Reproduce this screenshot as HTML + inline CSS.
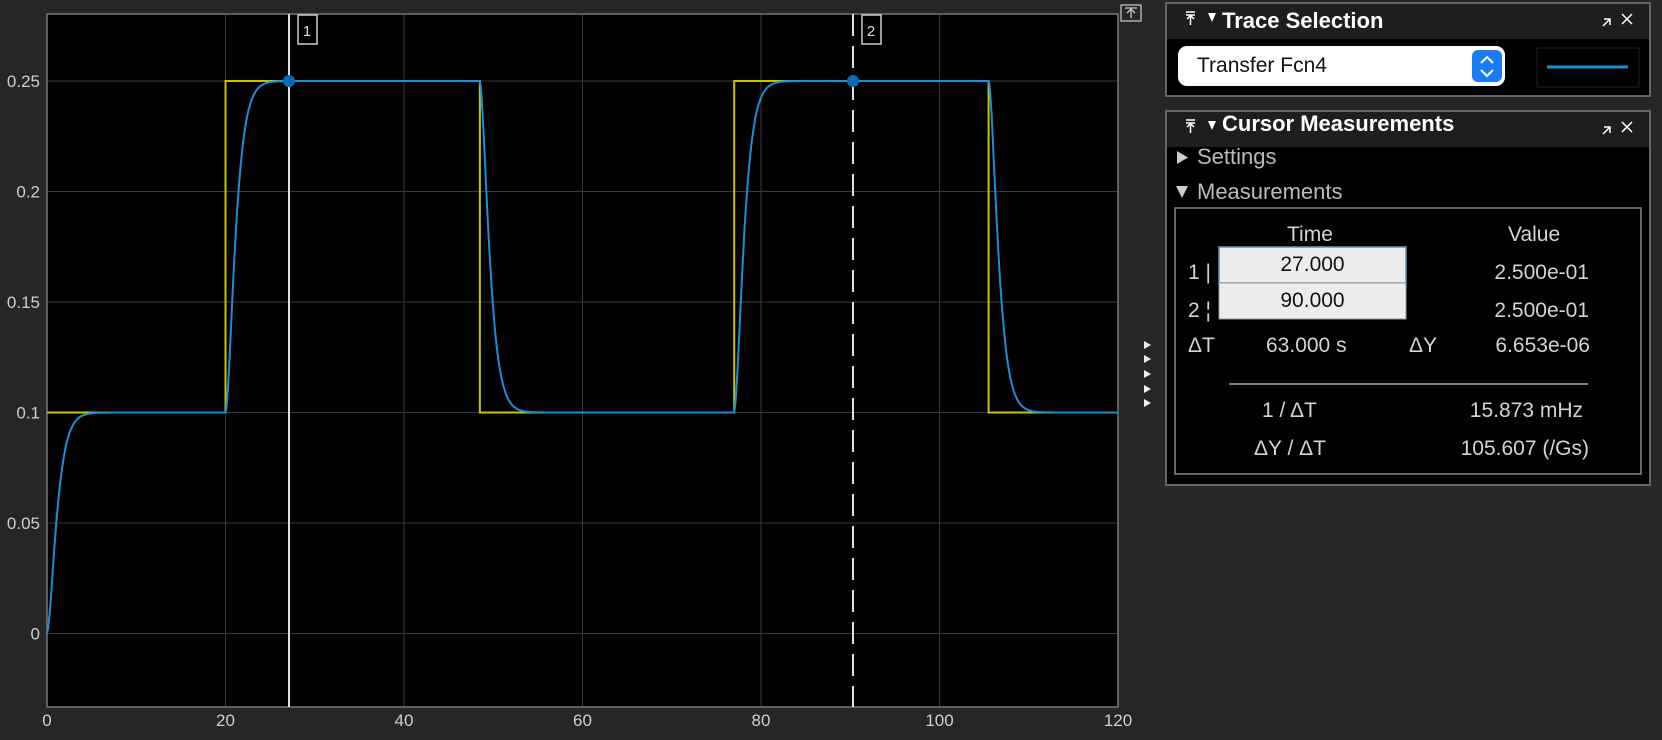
<!DOCTYPE html>
<html><head><meta charset="utf-8">
<style>
html,body{margin:0;padding:0;background:#262626;width:1662px;height:740px;overflow:hidden;font-family:"Liberation Sans",sans-serif;}
.abs{position:absolute}
.t{color:#d4d4d4;font-size:21px;line-height:24px;position:absolute;white-space:nowrap}
.hdr{color:#fff;font-weight:bold;font-size:22px}
</style></head><body>
<svg class="abs" style="left:0;top:0" width="1662" height="740" id="s">
<rect x="0" y="0" width="1662" height="740" fill="#262626"/>
<rect x="47" y="14" width="1071" height="693" fill="#000"/>
<g id="grid" stroke="#3a3a3a" stroke-width="1"></g>
<rect x="47" y="14" width="1071" height="693" fill="none" stroke="#777" stroke-width="1.5"/>
<g id="lab" fill="#cfcfcf" font-size="17" font-family="Liberation Sans"></g>
<path id="yel" fill="none" stroke="#c8c400" stroke-width="2"/>
<path id="blu" fill="none" stroke="#1a8fd6" stroke-width="2"/>
<line x1="289" y1="14" x2="289" y2="707" stroke="#e0e0e0" stroke-width="2"/>
<line x1="853" y1="14" x2="853" y2="707" stroke="#e0e0e0" stroke-width="2" stroke-dasharray="22,10"/>
<circle cx="289" cy="81" r="6" fill="#0a6cb0"/>
<circle cx="853" cy="81" r="6" fill="#0a6cb0"/>
<rect x="298" y="15" width="19" height="29" fill="#000" stroke="#ccc" stroke-width="1.5"/>
<text x="307" y="36" fill="#ddd" font-size="15" text-anchor="middle" font-family="Liberation Sans">1</text>
<rect x="862" y="15" width="19" height="29" fill="#000" stroke="#ccc" stroke-width="1.5"/>
<text x="871" y="36" fill="#ddd" font-size="15" text-anchor="middle" font-family="Liberation Sans">2</text>
<rect x="1121" y="5" width="20" height="16" fill="none" stroke="#ccc" stroke-width="1.2"/>
<path d="M1125 8h12M1131 18v-8M1127 13l4-4 4 4" stroke="#ccc" fill="none" stroke-width="1.3"/>
<g fill="#eee"><path d="M1144 341l7 4-7 4z"/><path d="M1144 355l7 4-7 4z"/><path d="M1144 370l7 4-7 4z"/><path d="M1144 385l7 4-7 4z"/><path d="M1144 399l7 4-7 4z"/></g>
<rect x="1166" y="3" width="484" height="93" fill="#000" stroke="#666" stroke-width="2"/>
<rect x="1167" y="4" width="482" height="35" fill="#1e1e1e"/>
<rect x="1178" y="46" width="327" height="40" rx="9" fill="#fff"/>
<rect x="1472" y="50" width="30" height="32" rx="6" fill="#1a7cf5"/>
<path d="M1481 63l6-6 6 6M1481 70l6 6 6-6" stroke="#fff" stroke-width="2" fill="none"/>
<rect x="1537" y="48" width="102" height="39" fill="#000" stroke="#222"/>
<line x1="1547" y1="67" x2="1628" y2="67" stroke="#1a8fd6" stroke-width="3"/>
<rect x="1166" y="111" width="484" height="374" fill="#000" stroke="#666" stroke-width="2"/>
<rect x="1167" y="112" width="482" height="35" fill="#1e1e1e"/>
<rect x="1175" y="208" width="466" height="266" fill="none" stroke="#888" stroke-width="1.5"/>
<rect x="1219" y="247" width="187" height="36" fill="#ececec" stroke="#6a8fb8" stroke-width="1.5"/>
<rect x="1219" y="283" width="187" height="36" fill="#ececec" stroke="#999" stroke-width="1"/>
<line x1="1229" y1="384" x2="1588" y2="384" stroke="#aaa" stroke-width="1.5"/>
<g fill="#ccc"><path d="M1177 151l11 6.5-11 6.5z"/><path d="M1176 186l12 0-6 12z"/></g>
<g fill="#fff"><path d="M1208 13l8 0-4 9z"/><path d="M1208 121l8 0-4 9z"/></g>
<g stroke="#fff" stroke-width="1.5" fill="none"><path d="M1186 12h9M1186 15h9M1190.5 15v10M1187 19l3.5-3.5 3.5 3.5"/><path d="M1186 120h9M1186 123h9M1190.5 123v10M1187 127l3.5-3.5 3.5 3.5"/>
<path d="M1603 26l7-7M1604 19h6v6M1622 14l10 10M1632 14l-10 10"/><path d="M1603 134l7-7M1604 127h6v6M1622 122l10 10M1632 122l-10 10"/></g>
</svg>
<div class="t hdr" style="left:1222px;top:9px">Trace Selection</div>
<div class="t" style="left:1197px;top:54px;color:#111;font-size:21px">Transfer Fcn4</div>
<div class="t hdr" style="left:1222px;top:112px">Cursor Measurements</div>
<div class="t" style="left:1197px;top:145px;font-size:22px;color:#bbb">Settings</div>
<div class="t" style="left:1197px;top:180px;font-size:22px;color:#bbb">Measurements</div>
<div class="t" style="left:1287px;top:223px">Time</div>
<div class="t" style="left:1508px;top:223px">Value</div>
<div class="t" style="left:1188px;top:261px">1 |</div>
<div class="t" style="left:1188px;top:299px">2 ¦</div>
<div class="t" style="left:1219px;top:253px;width:187px;text-align:center;color:#111">27.000</div>
<div class="t" style="left:1219px;top:289px;width:187px;text-align:center;color:#111">90.000</div>
<div class="t" style="right:73px;top:261px">2.500e-01</div>
<div class="t" style="right:73px;top:299px">2.500e-01</div>
<div class="t" style="left:1188px;top:334px">ΔT</div>
<div class="t" style="left:1266px;top:334px">63.000 s</div>
<div class="t" style="left:1409px;top:334px">ΔY</div>
<div class="t" style="right:72px;top:334px">6.653e-06</div>
<div class="t" style="left:1262px;top:399px">1 / ΔT</div>
<div class="t" style="right:79px;top:399px">15.873 mHz</div>
<div class="t" style="left:1254px;top:437px">ΔY / ΔT</div>
<div class="t" style="right:73px;top:437px">105.607 (/Gs)</div>
<script>
var X=function(t){return 47+t*8.925},Y=function(v){return 81+(0.25-v)*2210};
var g=document.getElementById('grid'),lab=document.getElementById('lab'),ns='http://www.w3.org/2000/svg';
function el(p,n,a,tx){var e=document.createElementNS(ns,n);for(var k in a)e.setAttribute(k,a[k]);if(tx)e.textContent=tx;p.appendChild(e);}
for(var i=0;i<=6;i++){var x=X(i*20);el(g,'line',{x1:x,y1:14,x2:x,y2:707});el(lab,'text',{x:x,y:726,'text-anchor':'middle'},String(i*20));}
var yl=['0','0.05','0.1','0.15','0.2','0.25'];
for(var j=0;j<6;j++){var y=Y(j*0.05);el(g,'line',{x1:47,y1:y,x2:1118,y2:y});el(lab,'text',{x:40,y:y+6,'text-anchor':'end'},yl[j]);}
var ed=[[0,0.1],[20,0.25],[48.5,0.1],[77,0.25],[105.5,0.1]];
function u(t){var v=0.1;for(var k=0;k<ed.length;k++)if(t>=ed[k][0])v=ed[k][1];return v;}
var d='M'+X(0)+' '+Y(0.1);
for(var k=1;k<ed.length;k++){d+=' L'+X(ed[k][0])+' '+Y(ed[k-1][1])+' L'+X(ed[k][0])+' '+Y(ed[k][1]);}
d+=' L'+X(120)+' '+Y(0.1);document.getElementById('yel').setAttribute('d',d);
var tau=0.65,dt=0.02,x1=0,x2=0,b='';
for(var t=0;t<=120;t+=dt){var s=u(t);x1+=dt*(s-x1)/tau;x2+=dt*(x1-x2)/tau;if(Math.round(t/dt)%5==0)b+=(b?' L':'M')+X(t).toFixed(1)+' '+Y(x2).toFixed(1);}
document.getElementById('blu').setAttribute('d',b);
</script>
</body></html>
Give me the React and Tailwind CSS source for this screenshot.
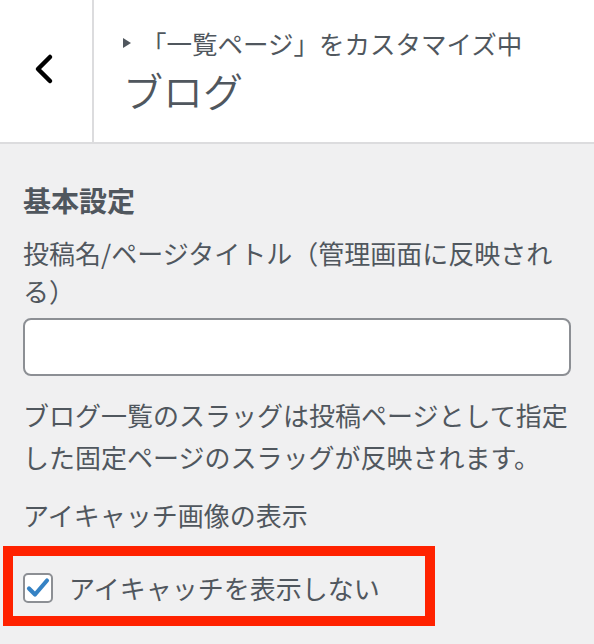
import React from "react";

const font = "font-['Noto_Sans_CJK_JP','Noto_Sans',sans-serif]";

const BackChevron = () => (
  <svg width="22" height="34" viewBox="0 0 22 34" fill="none">
    <polyline points="17,5 5,17 17,29" stroke="#000" strokeWidth="4.5" strokeLinecap="round" strokeLinejoin="round" />
  </svg>
);

const Check = () => (
  <svg width="24" height="22" viewBox="0 0 24 22" fill="none">
    <path d="M3 11.5 L9 17.5 L21 3.5" stroke="#3582c4" strokeWidth="4.2" strokeLinecap="round" strokeLinejoin="round" />
  </svg>
);

export default function App() {
  return (
    <div className={`w-[594px] h-[644px] overflow-hidden bg-[#f0f0f1] text-[#50575e] ${font}`}>
      {/* header */}
      <div className="flex h-[144px] bg-white border-b-2 border-[#dcdcde]">
        <div className="w-[94px] shrink-0 flex items-center justify-center border-r-2 border-[#dcdcde] pr-[4px] pb-[4px]">
          <BackChevron />
        </div>
        <div className="flex flex-col pl-[29px] pt-[26px]">
          <div className="flex items-center text-[25.5px] leading-[34px]">
            <svg width="8" height="10" viewBox="0 0 8 10" className="mr-[10px]">
              <polygon points="0,0 8,5 0,10" fill="#50575e" />
            </svg>
            <span>「一覧ページ」をカスタマイズ中</span>
          </div>
          <div className="text-[40px] leading-[56px] mt-[2px] font-[350]">ブログ</div>
        </div>
      </div>

      {/* body */}
      <div className="px-[23px] pt-[37px]">
        <div className="text-[28px] leading-[38px] font-bold">基本設定</div>
        <div className="mt-[15px] text-[26px] leading-[38px]">投稿名/ページタイトル（管理画面に反映される）</div>
        <div className="mt-[8px] h-[58px] bg-white border-2 border-[#8c8f94] rounded-[8px]" />
        <p className="mt-[18px] text-[26px] leading-[42px]">
          ブログ一覧のスラッグは投稿ページとして指定した固定ページのスラッグが反映されます。
        </p>
        <div className="mt-[18px] text-[26px] leading-[38px]">アイキャッチ画像の表示</div>
        <div className="mt-[12px] -ml-[20px] w-[432px] h-[80px] border-[10px] border-[#ff2200] flex items-center pl-[10px] pt-[4px]">
          <div className="w-[30px] h-[30px] bg-white border-2 border-[#8c8f94] rounded-[5px] flex items-center justify-center">
            <Check />
          </div>
          <span className="ml-[16px] text-[26px] leading-[38px]">アイキャッチを表示しない</span>
        </div>
      </div>
    </div>
  );
}
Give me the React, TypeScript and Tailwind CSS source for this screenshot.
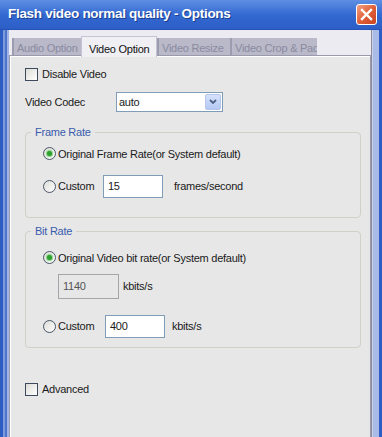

——

**THE REQUEST**. Gather up every line from the listing above in which the word "React" occurs.

**OUTPUT OF THE TASK**.
Give me the React and Tailwind CSS source for this screenshot.
import React from "react";
Give me the React, TypeScript and Tailwind CSS source for this screenshot.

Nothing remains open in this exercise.